Hershey reported a decline in net sales and earnings for the third quarter, causing it to lower its 2024 guidance. This weaker outlook, caused by high cocoa prices and a budget-conscious consumer base, has raised concerns about the company’s ability to weather these pressures in the coming months.

Challenges Facing Hershey in 2024

Hershey is operating in a challenging environment, thanks to historically high cocoa prices and a stretched consumer base, which continue to pressure its results. Total snacking consumption softened in the third quarter of 2024 as people prioritized value and budgeted for meals. Consumer behavior has shifted toward value-seeking due to economic pressures, prioritizing budgets for essentials, reducing foot traffic to convenience and drug stores where Hershey’s brands are over indexed.

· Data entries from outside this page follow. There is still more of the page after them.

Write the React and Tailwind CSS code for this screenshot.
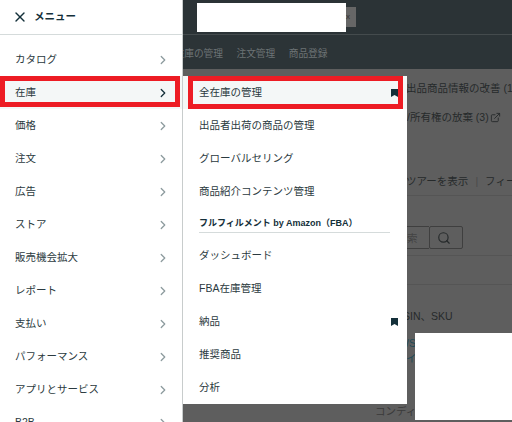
import { ChevronRight, Search, X, ExternalLink } from "lucide-react";

const mainItems = [
  "カタログ",
  "在庫",
  "価格",
  "注文",
  "広告",
  "ストア",
  "販売機会拡大",
  "レポート",
  "支払い",
  "パフォーマンス",
  "アプリとサービス",
  "B2B",
];

const font = "font-['Liberation_Sans','Noto_Sans_CJK_JP',sans-serif]";

const Bookmark = () => (
  <svg width="7" height="8" viewBox="0 0 7 8" className="shrink-0">
    <path d="M0 0h7v8L3.5 6 0 8z" fill="#14303a" />
  </svg>
);

const SubRow = ({ label, active, marked }) => (
  <div className={`h-[33px] flex items-center justify-between pl-[16px] pr-[9px] ${active ? "bg-[#f4f7f7]" : ""}`}>
    <span>{label}</span>
    {marked && <Bookmark />}
  </div>
);

// dimmed page behind the menu
const Page = () => (
  <div className="h-full flex flex-col bg-[#5e5e5e] text-[#262a2b] text-[10.5px] leading-[16px] whitespace-nowrap overflow-hidden">
    <div className="h-[35px] shrink-0 bg-[#2b3336] border-b border-[#444b4d] flex items-center pl-[197px]">
      <div className="w-[149px] h-[29px] bg-white" />
      <div className="w-[10px] h-[20px] bg-[#666] text-[8px] text-[#333] leading-[20px]">x</div>
    </div>
    <div className="h-[34px] shrink-0 bg-[#2c3437] flex items-center gap-[13.5px] pl-[140px] pt-[3px] text-[9.7px] text-[#6d7375]">
      <span className="w-[83px] text-right">在庫の管理</span>
      <span>注文管理</span>
      <span>商品登録</span>
    </div>
    <div className="pl-[406px] flex flex-col">
      <span className="mt-[11px]">出品商品情報の改善 (1</span>
      <span className="mt-[13px] pl-px flex items-center gap-[1px]">
        /所有権の放棄 (3)
        <ExternalLink size={11} strokeWidth={2} />
      </span>
      <span className="mt-[48px] flex items-center gap-[7px]">
        ツアーを表示 <span className="text-[#4a4a4a]">|</span> フィー
      </span>
      <div className="mt-[6px] h-px bg-[#555]" />
      <div className="mt-[30px] flex">
        <div className="w-[23px] h-[23px] border-y border-[#3f3f3f] flex items-center pl-px text-[#444]">索</div>
        <div className="w-[34px] h-[23px] border border-[#3f3f3f] rounded-[2px] flex items-center pl-[7px]">
          <Search size={14} strokeWidth={2} />
        </div>
      </div>
      <div className="mt-[6px] h-px bg-[#555]" />
      <div className="mt-[28px] h-px bg-[#555]" />
      <span className="mt-[23px] -ml-[10px]">ASIN、SKU</span>
      <span className="mt-[12px] leading-[15px] text-[#1f4a55]">/S</span>
      <span className="leading-[15px] text-[#1f4a55]">イ</span>
      <span className="mt-[37px] -ml-[31px] text-[#3a3a3a]">コンディ</span>
    </div>
  </div>
);

export default function App() {
  return (
    <div className={`${font} relative w-[512px] h-[422px] overflow-hidden text-[10.5px] text-[#2b3a40]`}>
      <Page />

      {/* left menu */}
      <div className="absolute inset-y-0 left-0 w-[183px] bg-white border-r border-[#c8cccc] overflow-hidden">
        <div className="h-[35px] border-b border-[#d5dbdb] flex items-center pl-[11.5px] gap-[6.5px] font-bold text-[#14303a]">
          <X size={16} strokeWidth={2} />
          <span>メニュー</span>
        </div>
        <div className="pt-[8px]">
          {mainItems.map((item) => (
            <div
              key={item}
              className={`h-[33px] flex items-center justify-between pl-[15px] pr-[12.5px] ${item === "在庫" ? "bg-[#f4f7f7]" : ""}`}
            >
              <span>{item}</span>
              <ChevronRight
                size={14}
                strokeWidth={2.2}
                className={item === "在庫" ? "text-[#14303a]" : "text-[#8d9b9e]"}
              />
            </div>
          ))}
        </div>
      </div>

      {/* sub menu */}
      <div className="absolute left-[183px] top-[76px] w-[224px] h-[328px] bg-white">
        <SubRow label="全在庫の管理" active marked />
        <SubRow label="出品者出荷の商品の管理" />
        <SubRow label="グローバルセリング" />
        <SubRow label="商品紹介コンテンツ管理" />
        <div className="ml-[16px] mr-[17px] mt-[2px] mb-[6px] h-[23px] pt-[5px] flex items-center font-bold text-[#14303a] text-[9px] border-b border-[#d5dbdb]">
          フルフィルメント by Amazon（FBA）
        </div>
        <SubRow label="ダッシュボード" />
        <SubRow label="FBA在庫管理" />
        <SubRow label="納品" marked />
        <SubRow label="推奨商品" />
        <SubRow label="分析" />
      </div>

      {/* white cover + red annotation boxes */}
      <div className="absolute left-[415px] top-[333px] w-[97px] h-[87px] bg-white" />
      <div className="absolute left-0 top-[76px] w-[180px] h-[31px] border-[5px] border-[#ed1c24]" />
      <div className="absolute left-[188px] top-[76px] w-[215px] h-[33px] border-[5px] border-[#ed1c24]" />
    </div>
  );
}
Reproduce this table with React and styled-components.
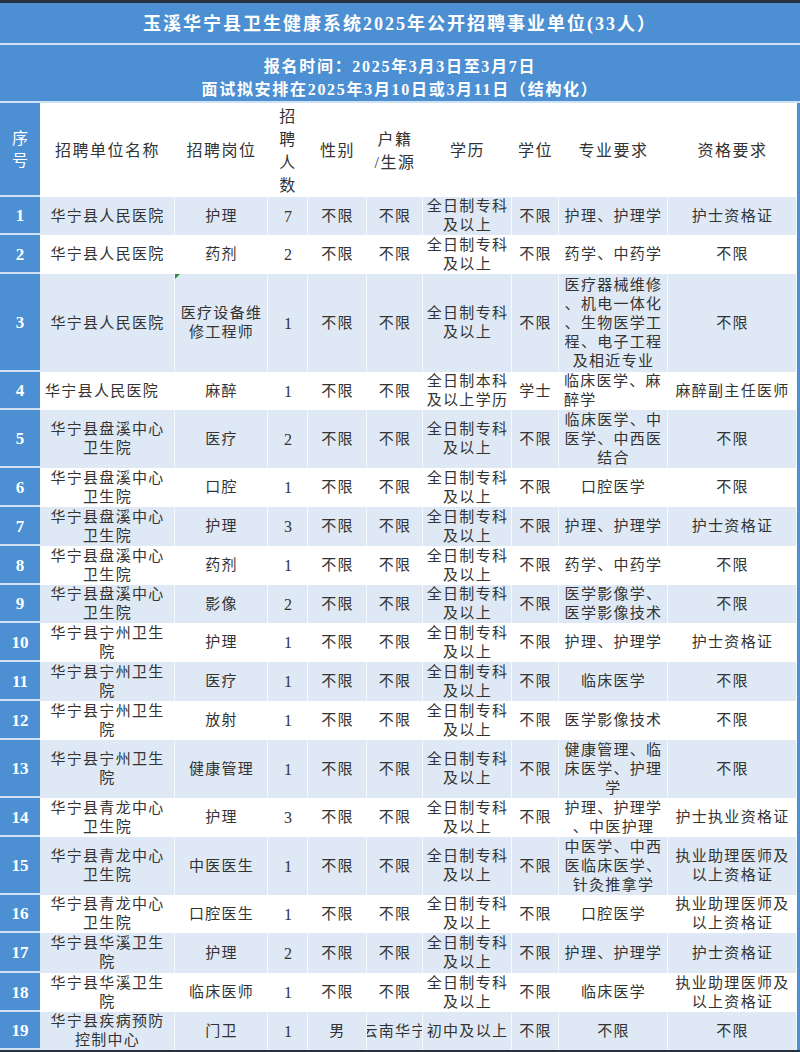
import React from 'react';
import styled, { createGlobalStyle, css } from 'styled-components';

const BLUE = '#4c8fd3';
const LIGHT = '#dee9f5';
const SEP = '#cfe1f4';
const DARK = '#27323e';

const Global = createGlobalStyle`
  html, body { margin: 0; padding: 0; background: #fff; }
  body { font-family: "Liberation Serif", "Noto Sans CJK SC", serif; }
  * { box-sizing: border-box; }
`;

const Page = styled.div`
  width: 800px;
  height: 1052px;
  display: flex;
  flex-direction: column;
  overflow: hidden;
  background: #fff;
  border-top: 3px solid ${DARK};
  border-bottom: 2px solid ${DARK};
`;

const TitleBar = styled.div`
  height: 42px;
  flex: none;
  background: ${BLUE};
  color: #fff;
  font-weight: 700;
  font-size: 18px;
  letter-spacing: 2px;
  line-height: 36px;
  padding-top: 3px;
  text-align: center;
  border-bottom: 2px solid ${SEP};
`;

const SubBar = styled.div`
  height: 58px;
  flex: none;
  background: ${BLUE};
  color: #fff;
  font-weight: 700;
  font-size: 16px;
  letter-spacing: 1.7px;
  line-height: 23px;
  text-align: center;
  padding-top: 10px;
  border-bottom: 2px solid ${SEP};
`;

const Table = styled.div`
  display: flex;
  flex-direction: column;
  border-right: 3px solid ${BLUE};
  flex: 1;
`;

const Row = styled.div`
  display: grid;
  grid-template-columns: 40px 135px 93px 40px 59px 56px 89px 47px 109px 129px;
  height: ${(p) => p.$h}px;
  background: ${(p) => (p.$light ? LIGHT : '#fff')};
`;

const Index = styled.div`
  background: ${BLUE};
  color: #fff;
  display: flex;
  flex-direction: column;
  align-items: center;
  justify-content: center;
  border-bottom: 2px solid ${SEP};
  font-weight: ${(p) => (p.$head ? 400 : 700)};
  font-size: ${(p) => (p.$head ? 16 : 17)}px;
  line-height: 22px;
  padding-top: 2px;
`;

const Cell = styled.div`
  position: relative;
  display: flex;
  flex-direction: column;
  justify-content: center;
  align-items: ${(p) => (p.$align === 'left' ? 'flex-start' : 'center')};
  padding: ${(p) => (p.$align === 'left' ? '0 0 0 5px' : '0 0 0 1px')};
  border-right: 1px solid rgba(255, 255, 255, 0.75);
  color: #333;
  font-size: 15px;
  letter-spacing: 1.3px;
  line-height: 19px;
  overflow: ${(p) => (p.$clip ? 'hidden' : 'visible')};
  ${(p) =>
    p.$num &&
    css`
      font-size: 16px;
      letter-spacing: 0;
    `}
  ${(p) =>
    p.$mark &&
    css`
      &::before {
        content: '';
        position: absolute;
        left: 0;
        top: 0;
        border-top: 5px solid #2e8b3a;
        border-right: 5px solid transparent;
      }
    `}
`;

const HeadCell = styled.div`
  display: flex;
  flex-direction: column;
  justify-content: center;
  align-items: center;
  color: #333;
  font-size: 16px;
  letter-spacing: 1.5px;
  line-height: ${(p) => (p.$tight ? 23 : 22)}px;
  padding-top: 2px;
`;

const Line = styled.span`
  display: block;
  white-space: nowrap;
`;

const lines = (s) => s.split('|').map((t, i) => <Line key={i}>{t}</Line>);

const rows = [
  { h: 38, name: '华宁县人民医院', post: '护理', n: '7', hj: '不限', edu: '全日制专科|及以上', deg: '不限', major: '护理、护理学', qual: '护士资格证' },
  { h: 39, name: '华宁县人民医院', post: '药剂', n: '2', hj: '不限', edu: '全日制专科|及以上', deg: '不限', major: '药学、中药学', qual: '不限' },
  { h: 98, name: '华宁县人民医院', post: '医疗设备维|修工程师', mark: true, n: '1', hj: '不限', edu: '全日制专科|及以上', deg: '不限', major: '医疗器械维修|、机电一体化|、生物医学工|程、电子工程|及相近专业', qual: '不限' },
  { h: 38, name: '华宁县人民医院', left: true, post: '麻醉', n: '1', hj: '不限', edu: '全日制本科|及以上学历', deg: '学士', major: '临床医学、麻|醉学', qual: '麻醉副主任医师' },
  { h: 58, name: '华宁县盘溪中心|卫生院', post: '医疗', n: '2', hj: '不限', edu: '全日制专科|及以上', deg: '不限', major: '临床医学、中|医学、中西医|结合', qual: '不限' },
  { h: 39, name: '华宁县盘溪中心|卫生院', post: '口腔', n: '1', hj: '不限', edu: '全日制专科|及以上', deg: '不限', major: '口腔医学', qual: '不限' },
  { h: 39, name: '华宁县盘溪中心|卫生院', post: '护理', n: '3', hj: '不限', edu: '全日制专科|及以上', deg: '不限', major: '护理、护理学', qual: '护士资格证' },
  { h: 39, name: '华宁县盘溪中心|卫生院', post: '药剂', n: '1', hj: '不限', edu: '全日制专科|及以上', deg: '不限', major: '药学、中药学', qual: '不限' },
  { h: 38, name: '华宁县盘溪中心|卫生院', post: '影像', n: '2', hj: '不限', edu: '全日制专科|及以上', deg: '不限', major: '医学影像学、|医学影像技术', qual: '不限' },
  { h: 39, name: '华宁县宁州卫生|院', post: '护理', n: '1', hj: '不限', edu: '全日制专科|及以上', deg: '不限', major: '护理、护理学', qual: '护士资格证' },
  { h: 39, name: '华宁县宁州卫生|院', post: '医疗', n: '1', hj: '不限', edu: '全日制专科|及以上', deg: '不限', major: '临床医学', qual: '不限' },
  { h: 39, name: '华宁县宁州卫生|院', post: '放射', n: '1', hj: '不限', edu: '全日制专科|及以上', deg: '不限', major: '医学影像技术', qual: '不限' },
  { h: 58, name: '华宁县宁州卫生|院', post: '健康管理', n: '1', hj: '不限', edu: '全日制专科|及以上', deg: '不限', major: '健康管理、临|床医学、护理|学', qual: '不限' },
  { h: 39, name: '华宁县青龙中心|卫生院', post: '护理', n: '3', hj: '不限', edu: '全日制专科|及以上', deg: '不限', major: '护理、护理学|、中医护理', qual: '护士执业资格证' },
  { h: 58, name: '华宁县青龙中心|卫生院', post: '中医医生', n: '1', hj: '不限', edu: '全日制专科|及以上', deg: '不限', major: '中医学、中西|医临床医学、|针灸推拿学', qual: '执业助理医师及|以上资格证' },
  { h: 38, name: '华宁县青龙中心|卫生院', post: '口腔医生', n: '1', hj: '不限', edu: '全日制专科|及以上', deg: '不限', major: '口腔医学', qual: '执业助理医师及|以上资格证' },
  { h: 40, name: '华宁县华溪卫生|院', post: '护理', n: '2', hj: '不限', edu: '全日制专科|及以上', deg: '不限', major: '护理、护理学', qual: '护士资格证' },
  { h: 39, name: '华宁县华溪卫生|院', post: '临床医师', n: '1', hj: '不限', edu: '全日制专科|及以上', deg: '不限', major: '临床医学', qual: '执业助理医师及|以上资格证' },
  { h: 38, name: '华宁县疾病预防|控制中心', post: '门卫', n: '1', sex: '男', hj: '云南华宁', edu: '初中及以上', deg: '不限', major: '不限', qual: '不限' },
];

export default function App() {
  return (
    <Page>
      <Global />
      <TitleBar>玉溪华宁县卫生健康系统2025年公开招聘事业单位(33人）</TitleBar>
      <SubBar>
        <Line>报名时间：2025年3月3日至3月7日</Line>
        <Line>面试拟安排在2025年3月10日或3月11日（结构化）</Line>
      </SubBar>
      <Table>
        <Row $h={94}>
          <Index $head>
            <Line>序</Line>
            <Line>号</Line>
          </Index>
          <HeadCell>招聘单位名称</HeadCell>
          <HeadCell>招聘岗位</HeadCell>
          <HeadCell $tight>{lines('招|聘|人|数')}</HeadCell>
          <HeadCell>性别</HeadCell>
          <HeadCell $tight>{lines('户籍|/生源')}</HeadCell>
          <HeadCell>学历</HeadCell>
          <HeadCell>学位</HeadCell>
          <HeadCell>专业要求</HeadCell>
          <HeadCell>资格要求</HeadCell>
        </Row>
        {rows.map((r, i) => (
          <Row key={i} $h={r.h} $light={i % 2 === 0}>
            <Index>{i + 1}</Index>
            <Cell $align={r.left ? 'left' : 'center'}>{lines(r.name)}</Cell>
            <Cell $mark={r.mark}>{lines(r.post)}</Cell>
            <Cell $num>{r.n}</Cell>
            <Cell>{r.sex || '不限'}</Cell>
            <Cell $clip>{lines(r.hj)}</Cell>
            <Cell>{lines(r.edu)}</Cell>
            <Cell>{lines(r.deg)}</Cell>
            <Cell $align={r.left ? 'left' : 'center'}>{lines(r.major)}</Cell>
            <Cell>{lines(r.qual)}</Cell>
          </Row>
        ))}
      </Table>
    </Page>
  );
}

In addition, shopping shifts to club, dollar and online channels — where the company’s products are less developed — are further complicating matters. Tighter inventory management by customers is impacting North America Confectionery and North America Salty Snacks. Hershey is also facing increased competition across all product segments.

Thanks to these factors, the company’s third-quarter net sales declined 1.4%, with price increases partially offset by volume declines. This underperformance was driven by soft consumption trends, reduced retailer inventories and seasonal shipment delays. Quarterly adjusted earnings per share (EPS) fell 10% on lower sales and declining gross margins.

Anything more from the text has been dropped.